* Begin Information provided *
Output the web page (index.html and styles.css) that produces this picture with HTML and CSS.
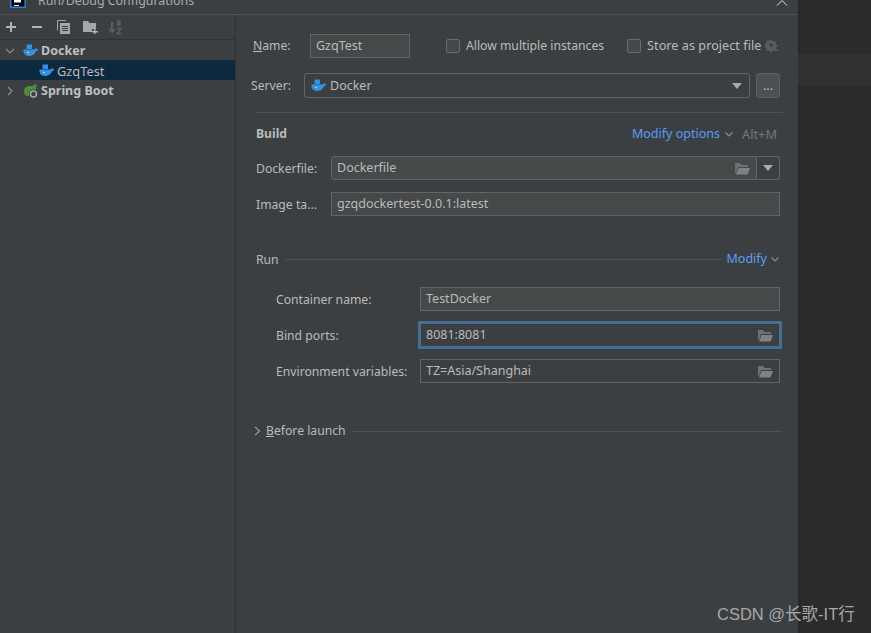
FILE: index.html
```html
<!DOCTYPE html>
<html lang="en">
<head>
<meta charset="utf-8">
<title>Run/Debug Configurations</title>
<link rel="stylesheet" href="styles.css">
</head>
<body>
<svg class="defs" width="0" height="0">
  <symbol id="docker" viewBox="0 0 16 16">
    <path fill="#3592e0" d="M3.500 1.500H9v4.500H3.500z"/>
    <path fill="#3592e0" d="M.5 6.500h11.200c.3-.9 1.100-1.300 1.800-1.100.2.500.5.900 2 .9-.4 1.300-1.300 1.800-2.500 1.800-.9 2.900-3.300 4.900-6.300 4.900C3 13 0 11 .5 6.500z"/>
    <circle cx="5" cy="9.500" r=".8" fill="#c9e2f6"/>
  </symbol>
  <symbol id="folder" viewBox="0 0 16 13">
    <path fill="#6e7072" d="M1 1h5l1.500 2H14v2H4L2 11H1z"/>
    <path fill="#7f8284" d="M4.500 6H16l-2.500 6.500H2z"/>
  </symbol>
</svg>
<div class="dialog">
  <header class="titlebar">
    <svg class="app-logo" width="16" height="8" viewBox="0 0 16 8"><path fill="#000" d="M0 0h16v8H0z"/><path fill="none" stroke="#2f80ed" stroke-width="1.500" d="M.8 0v7.300h14.400V0"/><path fill="#fff" d="M4 0h7v2.500H4zM4 5h5v1H4z"/></svg>
    <span class="title">Run/Debug Configurations</span>
    <svg class="close" width="12" height="6" viewBox="0 0 12 6"><path fill="none" stroke="#e6e6e6" d="M1 5.500 6 .5l5 5"/></svg>
  </header>
  <div class="main">
    <aside class="sidebar">
      <div class="toolbar">
        <svg class="tool tool-add" width="12" height="12" viewBox="0 0 12 12"><path fill="#b0b2b4" d="M5 1h2v4h4v2H7v4H5V7H1V5h4z"/></svg>
        <svg class="tool tool-add" width="12" height="12" viewBox="0 0 12 12"><path fill="#b0b2b4" d="M1 5h10v2H1z"/></svg>
        <svg class="tool" width="13" height="14" viewBox="0 0 13 14"><path fill="none" stroke="#a4a6a8" d="M9 .5H.5v10"/><path fill="#a4a6a8" d="M3 3h10v11H3z"/><path fill="#3c3f41" d="M5 6h6v1H5zM5 8h6v1H5zM5 10h6v1H5z"/></svg>
        <svg class="tool tool-folder" width="15" height="14" viewBox="0 0 15 14"><path fill="#a4a6a8" d="M0 1h5l1.500 2H13v6H9v3H0z"/><path fill="#b0b2b4" d="M11 9h1.500v2H15v1.500h-2.500V14H11v-1.500H9V11h2z"/></svg>
        <svg class="tool" width="14" height="15" viewBox="0 0 14 15"><path fill="#5c5f61" d="M3 2h2v8l2-2v2l-3 3.500L1 10V8l2 2z"/><path fill="none" stroke="#5c5f61" stroke-width="1.300" d="M9 1h3v4H9.500V3H12M9 8.500h4L9 13.500h4"/></svg>
      </div>
      <ul class="tree">
        <li class="node">
          <svg class="arrow" width="10" height="10" viewBox="0 0 10 10"><path fill="none" stroke="#8b8d8f" stroke-width="1.200" d="M1 3l4 4 4-4"/></svg>
          <svg class="node-icon" width="16" height="16"><use href="#docker"/></svg>
          <span class="node-bold">Docker</span>
        </li>
        <li class="node selected">
          <svg class="node-icon" width="16" height="16"><use href="#docker"/></svg>
          <span class="node-name">GzqTest</span>
        </li>
        <li class="node">
          <svg class="arrow" width="10" height="10" viewBox="0 0 10 10"><path fill="none" stroke="#8b8d8f" stroke-width="1.200" d="M3 1l4 4-4 4"/></svg>
          <svg class="node-icon" width="16" height="16" viewBox="0 0 16 16"><path fill="#4e8b3a" d="M1 8c0-3 2.500-5 6-5 2.500 0 4-.5 6-2.500 1 3 .5 6-1 8L6 13H3C1.800 12 1 10 1 8z"/><circle cx="10.500" cy="11" r="4.500" fill="#3c3f41"/><circle cx="10.500" cy="11" r="3" fill="none" stroke="#a8aaac" stroke-width="1.500"/></svg>
          <span class="node-bold">Spring Boot</span>
        </li>
      </ul>
    </aside>
    <section class="config">
      <div class="row row-name">
        <label class="lbl lbl-name"><u>N</u>ame:</label>
        <div class="field name-field">GzqTest</div>
        <label class="check check-multi"><span class="box"></span>Allow multiple instances</label>
        <label class="check check-store"><span class="box"></span>Store as project file</label>
        <svg class="gear" width="16" height="16" viewBox="0 0 16 16"><path transform="translate(0 1) scale(.75)" fill="#5a5d5f" fill-rule="evenodd" d="M6.500 1h3l.4 2 1.300.6 1.800-1.100 2 2-1.100 1.800.6 1.300 2 .4v2.800l-2 .4-.6 1.300 1.100 1.800-2 2-1.800-1.100-1.300.6-.4 2h-3l-.4-2-1.300-.6-1.800 1.100-2-2 1.100-1.800-.6-1.300-2-.4V6.800l2-.4.6-1.300L2 3.300l2-2 1.800 1.100L7.100 3zM8 5.500a2.500 2.500 0 1 0 0 5 2.500 2.500 0 0 0 0-5z"/><path fill="#5a5d5f" d="M9 11.500h5l-2.500 2z"/></svg>
      </div>
      <div class="row row-server">
        <label class="lbl lbl-server">Server:</label>
        <div class="combo">
          <svg class="combo-icon" width="16" height="16"><use href="#docker"/></svg>
          <span class="grow">Docker</span>
          <span class="caret"></span>
        </div>
        <div class="more">...</div>
      </div>
      <div class="divider"></div>
      <div class="head head-build">
        <span class="strong grow">Build</span>
        <a class="link">Modify options</a>
        <svg class="chev" width="8" height="5" viewBox="0 0 8 5"><path fill="none" stroke="#8b8d8f" stroke-width="1.200" d="M.5.500 4 4 7.500.500"/></svg>
        <span class="hint">Alt+M</span>
      </div>
      <div class="row row-docker">
        <label class="lbl lbl-build">Dockerfile:</label>
        <div class="split">
          <div class="field split-main rounded-left"><span class="grow">Dockerfile</span><svg class="folder" width="16" height="13"><use href="#folder"/></svg></div>
          <div class="split-btn"><span class="caret"></span></div>
        </div>
      </div>
      <div class="row row-tag">
        <label class="lbl lbl-build">Image ta...</label>
        <div class="field grow">gzqdockertest-0.0.1:latest</div>
      </div>
      <div class="head head-run">
        <span class="run-label">Run</span>
        <span class="rule"></span>
        <a class="link">Modify</a>
        <svg class="chev chev-run" width="8" height="5" viewBox="0 0 8 5"><path fill="none" stroke="#8b8d8f" stroke-width="1.200" d="M.5.500 4 4 7.500.500"/></svg>
      </div>
      <div class="row row-run row-container">
        <label class="lbl lbl-run">Container name:</label>
        <div class="field grow">TestDocker</div>
      </div>
      <div class="row row-run">
        <label class="lbl lbl-run">Bind ports:</label>
        <div class="field grow focused"><span class="grow">8081:8081</span><svg class="folder" width="16" height="13"><use href="#folder"/></svg></div>
      </div>
      <div class="row row-run">
        <label class="lbl lbl-run">Environment variables:</label>
        <div class="field grow plain"><span class="grow">TZ=Asia/Shanghai</span><svg class="folder" width="16" height="13"><use href="#folder"/></svg></div>
      </div>
      <div class="head head-before">
        <svg class="before-arrow" width="7" height="10" viewBox="0 0 7 10"><path fill="none" stroke="#a0a2a4" stroke-width="1.100" d="M1 .8 5.500 5 1 9.200"/></svg>
        <span class="before-label"><u>B</u>efore launch</span>
        <span class="rule"></span>
      </div>
    </section>
  </div>
</div>
<div class="backdrop"><div class="band"></div></div>
<div class="watermark">CSDN @长歌-IT行</div>
</body>
</html>
```
FILE: styles.css
```css
* { box-sizing: border-box; }
html, body { height: 100%; }
body {
  margin: 0;
  display: flex;
  overflow: hidden;
  background: #2b2b2b;
  color: #bbbbbb;
  font-family: "Noto Sans", "Noto Sans CJK SC", sans-serif;
  font-size: 12.5px;
  line-height: 16px;
}
.defs { position: absolute; }
.dialog {
  width: 798px;
  height: 633px;
  flex: none;
  display: flex;
  flex-direction: column;
  background: #3c3f41;
  box-shadow: 1px 0 2px #262626;
}
.titlebar {
  height: 15px;
  flex: none;
  display: flex;
  align-items: flex-end;
  overflow: hidden;
  border-bottom: 1px solid #515151;
  position: relative;
  padding-left: 10px;
}
.app-logo { position: absolute; left: 10px; top: 0; }
.title { margin-left: 28px; margin-bottom: 3px; line-height: 20px; font-size: 12.4px; color: #a9abad; }
.close { position: absolute; left: 776px; top: 0; }
.main { flex: 1; display: flex; min-height: 0; }
.sidebar { width: 236px; flex: none; border-right: 1px solid #323232; }
.toolbar {
  height: 25px;
  display: flex;
  align-items: center;
  padding-left: 5px;
  border-bottom: 1px solid #323232;
}
.tool { margin-right: 13px; }
.tool-add { margin-right: 14px; }
.tool-folder { margin-right: 10px; }
.tree { list-style: none; margin: 0; padding: 0; }
.node { height: 20px; display: flex; align-items: center; padding: 2px 0 0 5px; color: #bbbbbb; }
.arrow { margin-right: 8px; }
.node-icon { margin-right: 2px; }
.node-bold { font-weight: 700; color: #bdbfc1; }
.node-name { font-size: 12.8px; }
.selected { background: #0d293e; padding-left: 39px; }
.config { flex: 1; min-width: 0; padding: 19px 18px 0 15px; }
.row { display: flex; align-items: center; height: 24px; }
.lbl { flex: none; font-size: 12.2px; }
.lbl-name { width: 59px; padding-left: 2px; }
.lbl-server { width: 53px; }
.lbl-build { width: 80px; padding: 2px 0 0 5px; }
.lbl-run { width: 169px; padding: 2px 0 0 25px; }
.field {
  height: 24px;
  display: flex;
  align-items: center;
  padding: 0 5px;
  background: #45494a;
  border: 1px solid #646464;
  min-width: 0;
}
.plain, .focused { background: #3c3f41; }
.focused { border-color: #466d94; box-shadow: 0 0 0 2px #466d94; }
.grow { flex: 1; min-width: 0; }
.name-field { width: 100px; flex: none; padding-left: 5px; }
.check { display: flex; align-items: center; white-space: nowrap; font-size: 12.2px; flex: none; }
.box {
  width: 14px;
  height: 14px;
  margin-right: 6px;
  border: 1px solid #6b6b6b;
  border-radius: 2px;
  background: #43494a;
}
.check-multi { margin-left: 36px; }
.check-store { margin-left: 23px; font-size: 12.6px; letter-spacing: .05px; }
.gear { margin-left: 4px; flex: none; }
.row-server { height: 25px; margin-top: 15px; }
.combo {
  flex: 1;
  height: 25px;
  display: flex;
  align-items: center;
  padding: 0 7px 0 6px;
  border: 1px solid #646464;
  border-radius: 3px;
}
.combo-icon { margin-right: 3px; }
.caret {
  width: 0;
  height: 0;
  border-left: 5px solid transparent;
  border-right: 5px solid transparent;
  border-top: 6px solid #a8aaac;
}
.more {
  width: 24px;
  height: 25px;
  margin-left: 6px;
  display: flex;
  align-items: center;
  justify-content: center;
  background: #4c5052;
  border: 1px solid #5e6060;
  border-radius: 3px;
  flex: none;
}
.divider { height: 1px; background: #515151; margin: 14px -3px 0 5px; }
.head { display: flex; align-items: center; height: 20px; padding-left: 5px; }
.head-build { margin-top: 10px; padding: 2px 3px 0 5px; }
.strong { font-weight: 700; font-size: 12.2px; }
.link { color: #589df6; }
.chev { margin-left: 5px; }
.hint { margin-left: 9px; color: #787878; font-size: 12.8px; }
.row-docker { margin-top: 13px; }
.row-tag { margin-top: 12px; }
.split { flex: 1; display: flex; height: 24px; min-width: 0; }
.split-main { flex: 1; }
.rounded-left { border-radius: 3px 0 0 3px; }
.folder { flex: none; margin-right: 1px; }
.split-btn {
  width: 23px;
  flex: none;
  display: flex;
  align-items: center;
  justify-content: center;
  border: 1px solid #646464;
  border-left: 0;
  border-radius: 0 3px 3px 0;
}
.head-run { margin-top: 33px; }
.run-label { padding-top: 2px; font-size: 12.2px; }
.rule { flex: 1; height: 1px; background: #515151; margin: 0 6px; }
.chev-run { margin-left: 4px; margin-right: 1px; }
.row-run { margin-top: 12px; }
.row-container { margin-top: 18px; }
.head-before { margin-top: 38px; padding-left: 3px; margin-right: -2px; }
.before-arrow { margin-right: 5px; }
.before-label { font-size: 12.2px; }
.head-before .rule { margin-right: 0; }
.backdrop { flex: 1; }
.band { height: 32px; margin-top: 54px; background: #313131; }
.watermark {
  position: absolute;
  left: 717px;
  top: 604px;
  font-size: 16.5px;
  line-height: 20px;
  color: #a8a8a8;
  font-family: "Liberation Sans", "Noto Sans CJK SC", sans-serif;
}
```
* End Information provided *
Set exercise:
All lines above with "styles" in them should be returned.

Result of this exercise:
Output the web page (index.html and styles.css) that produces this picture with HTML and CSS.
<link rel="stylesheet" href="styles.css">
FILE: styles.css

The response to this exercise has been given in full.